Son dönemde baş tacı olan lezzetlerden biri de siyez unu. En sağlıklı tür olduğu anlaşılınca menülerin demirbaşı oldu. 10 bin yıl önce kültüre alınmış modern buğdayın atası olan siyez buğdayının, ilk kez Güneydoğu Anadolu Bölgesi’nde yer alan Karaca Dağ’da ekildiği düşünülüyor.
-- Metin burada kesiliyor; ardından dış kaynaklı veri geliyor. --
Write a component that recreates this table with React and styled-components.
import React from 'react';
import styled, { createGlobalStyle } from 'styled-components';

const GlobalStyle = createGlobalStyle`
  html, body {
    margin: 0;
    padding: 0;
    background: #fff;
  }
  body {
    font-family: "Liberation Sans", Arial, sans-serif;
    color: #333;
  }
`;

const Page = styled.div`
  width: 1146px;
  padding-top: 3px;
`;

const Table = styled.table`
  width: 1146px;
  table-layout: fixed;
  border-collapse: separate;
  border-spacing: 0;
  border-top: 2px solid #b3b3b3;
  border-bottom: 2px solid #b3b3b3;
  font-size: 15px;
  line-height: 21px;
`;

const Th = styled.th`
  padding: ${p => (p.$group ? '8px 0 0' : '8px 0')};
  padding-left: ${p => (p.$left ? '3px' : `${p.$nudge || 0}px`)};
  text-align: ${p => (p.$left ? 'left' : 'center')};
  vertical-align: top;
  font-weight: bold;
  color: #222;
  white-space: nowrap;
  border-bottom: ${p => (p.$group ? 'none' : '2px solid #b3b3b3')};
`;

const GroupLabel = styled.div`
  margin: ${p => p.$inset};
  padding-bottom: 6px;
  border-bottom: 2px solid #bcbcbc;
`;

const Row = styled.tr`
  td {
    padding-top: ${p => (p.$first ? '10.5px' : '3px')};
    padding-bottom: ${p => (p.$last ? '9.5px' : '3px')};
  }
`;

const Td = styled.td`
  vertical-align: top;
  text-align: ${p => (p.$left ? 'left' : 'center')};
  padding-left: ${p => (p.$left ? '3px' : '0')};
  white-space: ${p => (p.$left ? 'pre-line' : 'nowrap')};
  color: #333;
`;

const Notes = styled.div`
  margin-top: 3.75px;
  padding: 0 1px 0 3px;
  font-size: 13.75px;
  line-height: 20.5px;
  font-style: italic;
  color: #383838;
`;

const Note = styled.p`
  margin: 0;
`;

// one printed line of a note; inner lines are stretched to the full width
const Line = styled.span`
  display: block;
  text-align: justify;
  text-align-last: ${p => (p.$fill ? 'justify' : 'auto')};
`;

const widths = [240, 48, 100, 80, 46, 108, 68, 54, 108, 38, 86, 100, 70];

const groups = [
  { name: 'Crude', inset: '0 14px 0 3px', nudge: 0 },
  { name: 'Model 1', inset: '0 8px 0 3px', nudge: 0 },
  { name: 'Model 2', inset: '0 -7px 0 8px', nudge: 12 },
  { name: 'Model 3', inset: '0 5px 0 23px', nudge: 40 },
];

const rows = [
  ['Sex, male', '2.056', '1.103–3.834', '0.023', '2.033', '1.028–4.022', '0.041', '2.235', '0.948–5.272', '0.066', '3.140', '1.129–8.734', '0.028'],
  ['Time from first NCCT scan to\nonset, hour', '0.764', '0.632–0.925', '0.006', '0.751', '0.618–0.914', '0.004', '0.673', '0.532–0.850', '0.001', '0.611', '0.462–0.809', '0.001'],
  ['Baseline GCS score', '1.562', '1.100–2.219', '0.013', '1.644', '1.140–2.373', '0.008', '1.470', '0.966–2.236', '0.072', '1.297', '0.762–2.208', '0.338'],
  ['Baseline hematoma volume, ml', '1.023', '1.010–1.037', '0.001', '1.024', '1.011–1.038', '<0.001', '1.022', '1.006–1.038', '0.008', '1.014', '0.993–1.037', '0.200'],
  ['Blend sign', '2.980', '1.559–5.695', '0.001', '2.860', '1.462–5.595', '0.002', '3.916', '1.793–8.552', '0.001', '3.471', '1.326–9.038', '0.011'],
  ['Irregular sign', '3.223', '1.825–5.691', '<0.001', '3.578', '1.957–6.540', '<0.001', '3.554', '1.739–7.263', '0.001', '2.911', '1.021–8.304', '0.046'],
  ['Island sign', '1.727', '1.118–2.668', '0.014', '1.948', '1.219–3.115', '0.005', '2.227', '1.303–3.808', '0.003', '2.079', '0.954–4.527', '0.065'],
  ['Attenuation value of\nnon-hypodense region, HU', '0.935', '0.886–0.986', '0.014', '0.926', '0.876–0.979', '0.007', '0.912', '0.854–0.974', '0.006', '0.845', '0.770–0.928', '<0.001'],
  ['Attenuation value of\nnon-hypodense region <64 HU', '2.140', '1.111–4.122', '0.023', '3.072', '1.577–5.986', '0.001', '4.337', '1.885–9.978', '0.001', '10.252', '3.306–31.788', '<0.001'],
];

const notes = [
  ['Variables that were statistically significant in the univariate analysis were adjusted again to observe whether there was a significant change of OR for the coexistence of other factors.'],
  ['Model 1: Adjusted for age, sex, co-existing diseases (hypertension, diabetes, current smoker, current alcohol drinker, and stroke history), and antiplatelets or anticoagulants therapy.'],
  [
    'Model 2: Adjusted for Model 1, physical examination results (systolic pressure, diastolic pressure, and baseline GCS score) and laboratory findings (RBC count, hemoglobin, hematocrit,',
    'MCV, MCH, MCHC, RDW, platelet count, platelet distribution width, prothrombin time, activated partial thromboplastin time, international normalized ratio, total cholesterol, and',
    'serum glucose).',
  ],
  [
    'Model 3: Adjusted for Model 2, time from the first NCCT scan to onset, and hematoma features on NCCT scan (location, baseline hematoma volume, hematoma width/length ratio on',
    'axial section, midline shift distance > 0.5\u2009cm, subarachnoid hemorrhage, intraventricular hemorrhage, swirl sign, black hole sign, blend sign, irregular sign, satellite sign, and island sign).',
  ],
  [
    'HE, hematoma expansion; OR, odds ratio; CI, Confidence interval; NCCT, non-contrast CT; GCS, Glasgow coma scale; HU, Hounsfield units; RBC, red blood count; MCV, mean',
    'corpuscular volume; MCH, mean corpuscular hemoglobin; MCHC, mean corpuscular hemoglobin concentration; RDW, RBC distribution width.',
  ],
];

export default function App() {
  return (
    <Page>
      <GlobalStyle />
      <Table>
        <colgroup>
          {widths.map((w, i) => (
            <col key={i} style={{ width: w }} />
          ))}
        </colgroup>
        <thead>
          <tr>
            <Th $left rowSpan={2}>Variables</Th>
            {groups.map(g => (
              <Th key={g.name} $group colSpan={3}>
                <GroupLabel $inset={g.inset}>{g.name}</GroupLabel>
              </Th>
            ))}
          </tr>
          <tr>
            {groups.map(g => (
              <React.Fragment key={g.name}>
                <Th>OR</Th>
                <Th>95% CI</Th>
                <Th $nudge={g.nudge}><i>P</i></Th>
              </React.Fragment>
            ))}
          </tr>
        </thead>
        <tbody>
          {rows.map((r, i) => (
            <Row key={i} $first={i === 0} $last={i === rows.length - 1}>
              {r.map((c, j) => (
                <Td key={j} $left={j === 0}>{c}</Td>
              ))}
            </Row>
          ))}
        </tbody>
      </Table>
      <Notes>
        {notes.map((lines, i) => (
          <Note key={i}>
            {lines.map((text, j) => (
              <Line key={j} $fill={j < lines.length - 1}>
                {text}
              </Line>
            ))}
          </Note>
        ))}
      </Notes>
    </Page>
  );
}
Siyez buğdayına verilen ilk isim Hititçe bir kelime olan “zız” iken, daha sonraları “siyez” ve bazen de “kaplıca” olarak adlandırılmış. Peki ata tohumu siyez ile modern buğday arasındaki fark nedir? Her şeyden önce “genetiği değişmemiş bir buğday türü ve modern buğday tanesine göre çok daha küçük”. Modern buğday gibi glüten içeriyor ancak içerdiği glüten miktarı yüzde 50 daha az ve daha kaliteli. Ziraat mühendisi Neslihan Şimşek, “İçerdiği yüksek miktardaki karetonoidlerden dolaylı ciddi hastalıkların önlenmesinde fayda sağlıyor. Modern buğdayda bu karotenoidleri bulmak zor. Modern buğdaya göre 2 kat fazla A vitamini, 3-4 kat daha fazla lutein, 4-5 kat daha fazla riboflavin içerir” diyor.
Uzmanlara göre siyez,
- Bağışıklık sistemini güçlendiriyor.
- Düşük glisemik indeks içeriyor. Yani kanda şeker oranını birden yükseltmiyor ve vücutta açlık tokluk hissinin dengede seyretmesini sağlıyor.
- Tarıma elverişsiz arazilerde bile ekilebiliyor.
- Ekmek yapımında kullanılan buğdaylara göre protein oranı yüksek, karbonhidrat oranı ise düşük.
- Vitamin ve mineral açısından zengin. B grubu vitaminlere ek olarak E vitamini ve K2 vitamini, demir, fosfor, magnezyum gibi önemli mineraller içeriyor.
- Yüksek lifli yapısı sindirime yardımcı oluyor. Normal ekmeğe göre daha bağırsak dostu.
- İçerdiği lutein miktarı diğer buğday çeşitlerine göre daha fazla.
- Bugünkü bilinen buğdayın en eski türü olan siyez 14 kromozoma sahip diploid bir buğday.